Crypto and crime. Yes, criminal use of crypto is real. It’s use in ransomware is a growing and insidious problem. That said, 2020 data shows that only 0.34 percent of crypto activity was dedicated to criminal activity, compared to the 2 to 5 percent of global fiat currency GDP that is connected to illicit activity.8 Remember: The blockchain is immutable and perpetual. I’ve worked on blockchain analysis projects in 2021 where my team investigated suspicious transactions from 2017 and earlier, drew appropriate conclusions, and reported our findings to authorities. Does fiat offer that sort of transparency?

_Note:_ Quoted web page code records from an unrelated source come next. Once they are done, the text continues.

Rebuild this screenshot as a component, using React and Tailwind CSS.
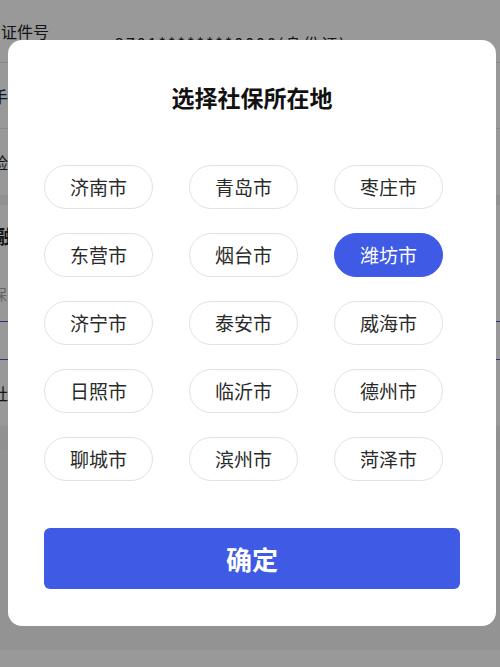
import React, { useState } from 'react';

const CITIES = [
  '济南市', '青岛市', '枣庄市',
  '东营市', '烟台市', '潍坊市',
  '济宁市', '泰安市', '威海市',
  '日照市', '临沂市', '德州市',
  '聊城市', '滨州市', '菏泽市',
];

// 背景页面（被遮罩盖住的表单）
const BackgroundPage = () => (
  <div className="w-full h-[667px] bg-white text-[#222]">
    <div className="h-[63px] border-b border-[#e8e8e8] flex items-center text-[16px] relative">
      <span className="pl-[1px]">证件号</span>
      <span className="absolute left-[115px] top-[31px] text-[16px] tracking-[2px]">3701********0000(身份证)</span>
    </div>
    <div className="h-[66px] border-b border-[#e8e8e8] flex items-center text-[16px] -ml-[8px]">
      <span>手机号</span>
    </div>
    <div className="h-[66px] flex items-center text-[16px] -ml-[8px]">
      <span>险种</span>
    </div>
    <div className="h-[10px] bg-[#f2f2f2]" />
    <div className="h-[62px] flex items-center text-[19px] font-bold -ml-[6px]">
      <span>融合缴费</span>
    </div>
    <div className="h-[55px] border-b border-[#4a55b8] flex items-center text-[15px] text-[#aaa] -ml-[8px]">
      <span>保险信息</span>
    </div>
    <div className="h-[38px] border-b border-[#4a55b8]" />
    <div className="h-[66px] flex items-center text-[16px] -ml-[8px]">
      <span>社保所在地</span>
    </div>
    <div className="h-[24px] bg-[#f2f2f2]" />
    <div className="h-[200px] bg-[#f6f6f6]" />
  </div>
);

export default function App() {
  const [selected, setSelected] = useState('潍坊市');

  return (
    <div
      className="relative w-full h-[667px] overflow-hidden"
      style={{ fontFamily: '"Noto Sans CJK SC", "Noto Sans", sans-serif' }}
    >
      <BackgroundPage />

      {/* 遮罩 */}
      <div className="absolute inset-0 bg-black/40" />

      {/* 弹窗 */}
      <div className="absolute left-[8px] top-[40px] w-[488px] h-[586px] bg-white rounded-[14px] pt-[42px] px-[36px]">
        <h3 className="text-center text-[23px] leading-[30px] font-bold text-[#111]">选择社保所在地</h3>

        <div className="mt-[53px] grid grid-cols-[109px_109px_109px] gap-x-[36px] gap-y-[24px]">
          {CITIES.map(c => (
            <button
              key={c}
              type="button"
              onClick={() => setSelected(c)}
              className={
                c === selected
                  ? 'h-[44px] rounded-full bg-[#3f5ae4] border-[1.5px] border-[#3f5ae4] text-white text-[19px]'
                  : 'h-[44px] rounded-full bg-white border-[1.5px] border-[#e2e2e2] text-[#2a2a2a] text-[19px]'
              }
            >
              {c}
            </button>
          ))}
        </div>

        <button
          type="button"
          className="mt-[47px] w-[416px] h-[61px] rounded-[6px] bg-[#3f5ae4] text-white text-[26px] font-bold"
        >
          确定
        </button>
      </div>
    </div>
  );
}
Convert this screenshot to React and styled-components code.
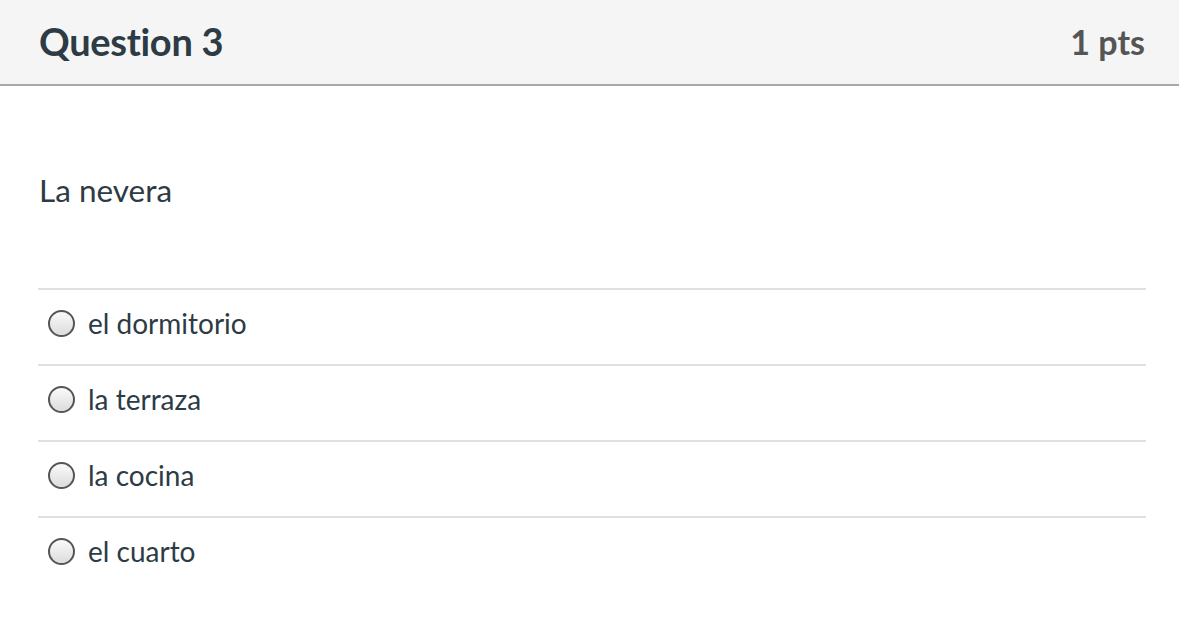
import React from 'react';
import styled, { createGlobalStyle } from 'styled-components';

const GlobalStyle = createGlobalStyle`
  body {
    margin: 0;
    background: #fff;
    font-family: Lato, "Open Sans", sans-serif;
  }
`;

const Card = styled.div`
  width: 1179px;
`;

const Header = styled.div`
  display: flex;
  justify-content: space-between;
  align-items: center;
  height: 86px;
  padding: 0 34px 2px 39px;
  box-sizing: border-box;
  background: #f5f5f5;
  border-bottom: 2px solid #a8a8a8;
`;

const Title = styled.h2`
  margin: 0;
  font-size: 38px;
  font-weight: 700;
  color: #2d3b45;
  letter-spacing: -0.3px;
`;

const Points = styled.div`
  font-size: 34px;
  font-weight: 700;
  color: #555;
`;

const Body = styled.div`
  padding: 86px 33px 0 38px;
`;

const Prompt = styled.p`
  margin: 0 0 80px 1px;
  font-size: 31.5px;
  color: #2d3b45;
  line-height: 36px;
`;

const Answers = styled.div`
  display: flex;
  flex-direction: column;
`;

const Answer = styled.label`
  display: flex;
  align-items: center;
  gap: 13px;
  height: 76px;
  padding: 0 0 8px 10px;
  box-sizing: border-box;
  border-top: 2px solid #e0e0e0;
  font-size: 28px;
  color: #2d3b45;
`;

const Radio = styled.span`
  width: 23px;
  height: 23px;
  border-radius: 50%;
  border: 2px solid #555;
  background: linear-gradient(180deg, #fafafa 0%, #dcdcdc 100%);
  flex-shrink: 0;
`;

const answers = ['el dormitorio', 'la terraza', 'la cocina', 'el cuarto'];

export default function App() {
  return (
    <Card>
      <GlobalStyle />
      <Header>
        <Title>Question 3</Title>
        <Points>1 pts</Points>
      </Header>
      <Body>
        <Prompt>La nevera</Prompt>
        <Answers>
          {answers.map((a) => (
            <Answer key={a}>
              <Radio />
              {a}
            </Answer>
          ))}
        </Answers>
      </Body>
    </Card>
  );
}
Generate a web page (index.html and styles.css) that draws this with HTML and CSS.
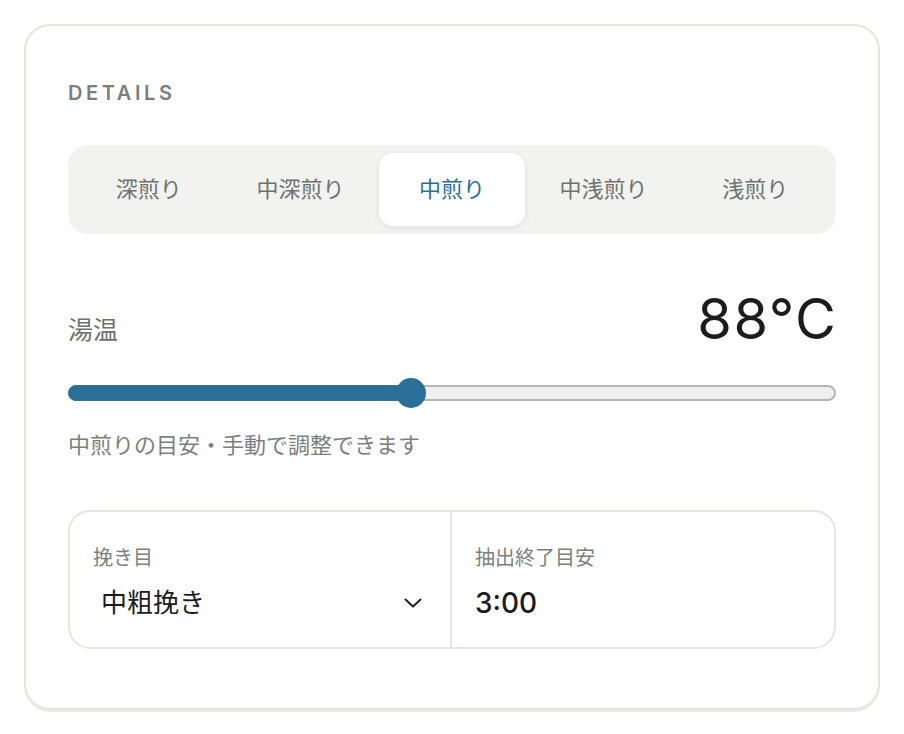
FILE: index.html
```html
<!DOCTYPE html>
<html lang="ja">
<head>
    <meta charset="UTF-8">
    <meta name="viewport" content="width=device-width, initial-scale=1.0">
    <title>抽出の詳細</title>
    <link rel="stylesheet" href="styles.css">
</head>
<body>
    <!-- Details card -->
    <div class="card">
        <h3 class="eyebrow">DETAILS</h3>

        <!-- Roast level -->
        <div class="roast-tabs">
            <button class="tab">深煎り</button>
            <button class="tab">中深煎り</button>
            <button class="tab active">中煎り</button>
            <button class="tab">中浅煎り</button>
            <button class="tab">浅煎り</button>
        </div>

        <!-- Water temperature -->
        <div class="temp-row">
            <span class="temp-label">湯温</span>
            <span class="temp-value">88°C</span>
        </div>
        <div class="slider">
            <div class="track">
                <div class="fill" style="width: 44.6%"></div>
            </div>
            <div class="thumb" style="left: 44.6%"></div>
        </div>
        <p class="hint">中煎りの目安・手動で調整できます</p>

        <!-- Grind and time -->
        <div class="info-grid">
            <div class="cell">
                <div class="cell-label">挽き目</div>
                <div class="select">
                    <span>中粗挽き</span>
                    <svg width="18" height="10" viewBox="0 0 18 10"><polyline points="1.5,1.5 9,8.5 16.5,1.5" fill="none" stroke="#222" stroke-width="2" stroke-linecap="round" stroke-linejoin="round"/></svg>
                </div>
            </div>
            <div class="cell">
                <div class="cell-label">抽出終了目安</div>
                <div class="cell-value">3:00</div>
            </div>
        </div>
    </div>
</body>
</html>
```

FILE: styles.css
```css
/* General */
body {
    margin: 0;
    background-color: #fff;
    font-family: Inter, "Noto Sans CJK JP", sans-serif;
    color: #1b1c1b;
}

/* Card */
.card {
    width: 856px;
    height: 686px;
    box-sizing: border-box;
    margin: 24px;
    padding: 0 42px;
    border: 2px solid #e5e5e0;
    border-radius: 26px;
    box-shadow: 0 2px 0 #ecece8;
}
.eyebrow {
    margin: 0;
    padding-top: 55px;
    font-size: 20px;
    line-height: 24px;
    font-weight: 600;
    letter-spacing: 3.6px;
    color: #7a807c;
}

/* Roast tabs */
.roast-tabs {
    display: flex;
    gap: 6px;
    margin-top: 40px;
    padding: 8px;
    background-color: #f2f2f0;
    border-radius: 20px;
}
.tab {
    flex: 1;
    height: 73px;
    padding: 0 0 5px;
    border: none;
    border-radius: 14px;
    background: none;
    font-family: inherit;
    font-size: 22px;
    color: #6d726e;
    cursor: pointer;
}
.tab.active {
    background-color: #fff;
    color: #2a6f97;
    box-shadow: 0 2px 6px rgba(0, 0, 0, 0.08);
}

/* Temperature */
.temp-row {
    display: flex;
    justify-content: space-between;
    align-items: baseline;
    margin-top: 56px;
}
.temp-label {
    font-size: 25px;
    color: #6d726e;
}
.temp-value {
    margin-right: -1.5px;
    font-size: 56px;
    line-height: 58px;
    letter-spacing: 1.5px;
    color: #1b1c1b;
}
.slider {
    position: relative;
    height: 30px;
    margin-top: 30px;
}
.track {
    position: relative;
    top: 7px;
    height: 16px;
    box-sizing: border-box;
    border: 2px solid #b5b5b5;
    border-radius: 8px;
    background-color: #efefef;
}
.fill {
    position: absolute;
    top: -2px;
    bottom: -2px;
    left: -2px;
    background-color: #2a6f97;
    border: 1px solid #456f88;
    border-radius: 8px 0 0 8px;
}
.thumb {
    position: absolute;
    top: 0;
    width: 30px;
    height: 30px;
    margin-left: -15px;
    border-radius: 50%;
    background-color: #2a6f97;
}
.hint {
    margin: 22px 0 0;
    font-size: 22px;
    line-height: 30px;
    color: #7a807c;
}

/* Grind / time grid */
.info-grid {
    display: grid;
    grid-template-columns: 380px 1fr;
    margin-top: 50px;
    height: 139px;
    box-sizing: border-box;
    border: 2px solid #e5e5e0;
    border-radius: 22px;
}
.cell {
    padding: 33px 23px 0;
}
.cell + .cell {
    border-left: 2px solid #e5e5e0;
}
.cell-label {
    font-size: 20px;
    line-height: 26px;
    color: #7a807c;
}
.select {
    display: flex;
    justify-content: space-between;
    align-items: center;
    margin-top: 16px;
    padding: 0 5px 0 8px;
    font-size: 26px;
    line-height: 32px;
}
.cell-value {
    margin-top: 16px;
    font-size: 28px;
    line-height: 32px;
    font-weight: 500;
}
```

My overall message: These technologies are here, and they provide enormous opportunities for companies, but also risks if they are ignored or improperly managed. As the influential venture capitalist Marc Andreessen once pointed out, software ate the world and gave birth to companies like AirBNB, Facebook (now Meta, reflecting its effort to shape the future), Uber, Alibaba, and so many more that have disrupted entire industries. Like natural laws, if exchanges between humans can be flattened, decentralized, democratized, automated, and virtualized, they will be. Are you ready?
6 Yes, Bitcoin is volatile, but over time to the upside, on average 120 percent annually. It is the original crypto asset, well tested over more than a decade, but it is still new … and energetic. Volatility is a marker of this energy.